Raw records
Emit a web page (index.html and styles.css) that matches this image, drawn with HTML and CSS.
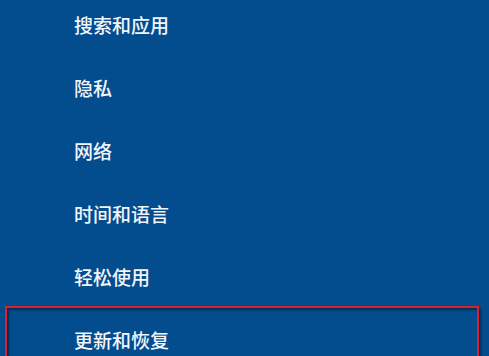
FILE: index.html
```
<!DOCTYPE html>
<html lang="zh-CN">
<head>
<meta charset="utf-8">
<link rel="stylesheet" href="styles.css">
</head>
<body>
<ul class="menu">
  <li class="item">搜索和应用</li>
  <li class="item">隐私</li>
  <li class="item">网络</li>
  <li class="item">时间和语言</li>
  <li class="item">轻松使用</li>
  <li class="item selected">更新和恢复</li>
</ul>
</body>
</html>
```
FILE: styles.css
```
html, body {
  margin: 0;
  padding: 0;
  width: 489px;
  height: 356px;
  overflow: hidden;
  background: #034c8e;
}
.menu {
  list-style: none;
  margin: -7px 0 0 0;
  padding: 0;
  display: flex;
  flex-direction: column;
}
.item {
  box-sizing: border-box;
  height: 63px;
  margin: 0 10px 0 5px;
  padding-left: 67px;
  border: 2px solid transparent;
  display: flex;
  align-items: center;
  color: #f2f5f9;
  font-family: "Noto Sans CJK SC", "Microsoft YaHei", sans-serif;
  font-size: 19px;
  font-weight: 500;
}
.selected {
  margin-top: -2px;
  height: 65px;
  padding-top: 2px;
  border: 2px solid #dc1f2c;
  box-shadow: inset 2px 2px 2px rgba(0, 0, 0, 0.4), 2px 2px 2px rgba(0, 0, 0, 0.4);
}
```
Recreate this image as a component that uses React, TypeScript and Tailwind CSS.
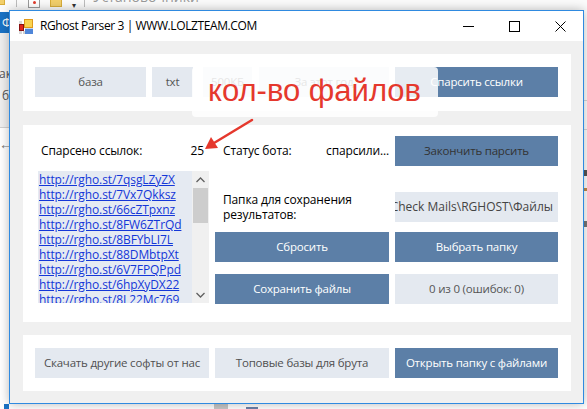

Exercise brief
Quote the records above exactly, leaving out any pictures.

Solution for this task
Emit a web page (index.html and styles.css) that matches this image, drawn with HTML and CSS.
FILE: index.html
```
<!DOCTYPE html>
<html lang="zh-CN">
<head>
<meta charset="utf-8">
<link rel="stylesheet" href="styles.css">
</head>
<body>
<ul class="menu">
  <li class="item">搜索和应用</li>
  <li class="item">隐私</li>
  <li class="item">网络</li>
  <li class="item">时间和语言</li>
  <li class="item">轻松使用</li>
  <li class="item selected">更新和恢复</li>
</ul>
</body>
</html>
```
FILE: styles.css
```
html, body {
  margin: 0;
  padding: 0;
  width: 489px;
  height: 356px;
  overflow: hidden;
  background: #034c8e;
}
.menu {
  list-style: none;
  margin: -7px 0 0 0;
  padding: 0;
  display: flex;
  flex-direction: column;
}
.item {
  box-sizing: border-box;
  height: 63px;
  margin: 0 10px 0 5px;
  padding-left: 67px;
  border: 2px solid transparent;
  display: flex;
  align-items: center;
  color: #f2f5f9;
  font-family: "Noto Sans CJK SC", "Microsoft YaHei", sans-serif;
  font-size: 19px;
  font-weight: 500;
}
.selected {
  margin-top: -2px;
  height: 65px;
  padding-top: 2px;
  border: 2px solid #dc1f2c;
  box-shadow: inset 2px 2px 2px rgba(0, 0, 0, 0.4), 2px 2px 2px rgba(0, 0, 0, 0.4);
}
```
Recreate this image as a component that uses React, TypeScript and Tailwind CSS.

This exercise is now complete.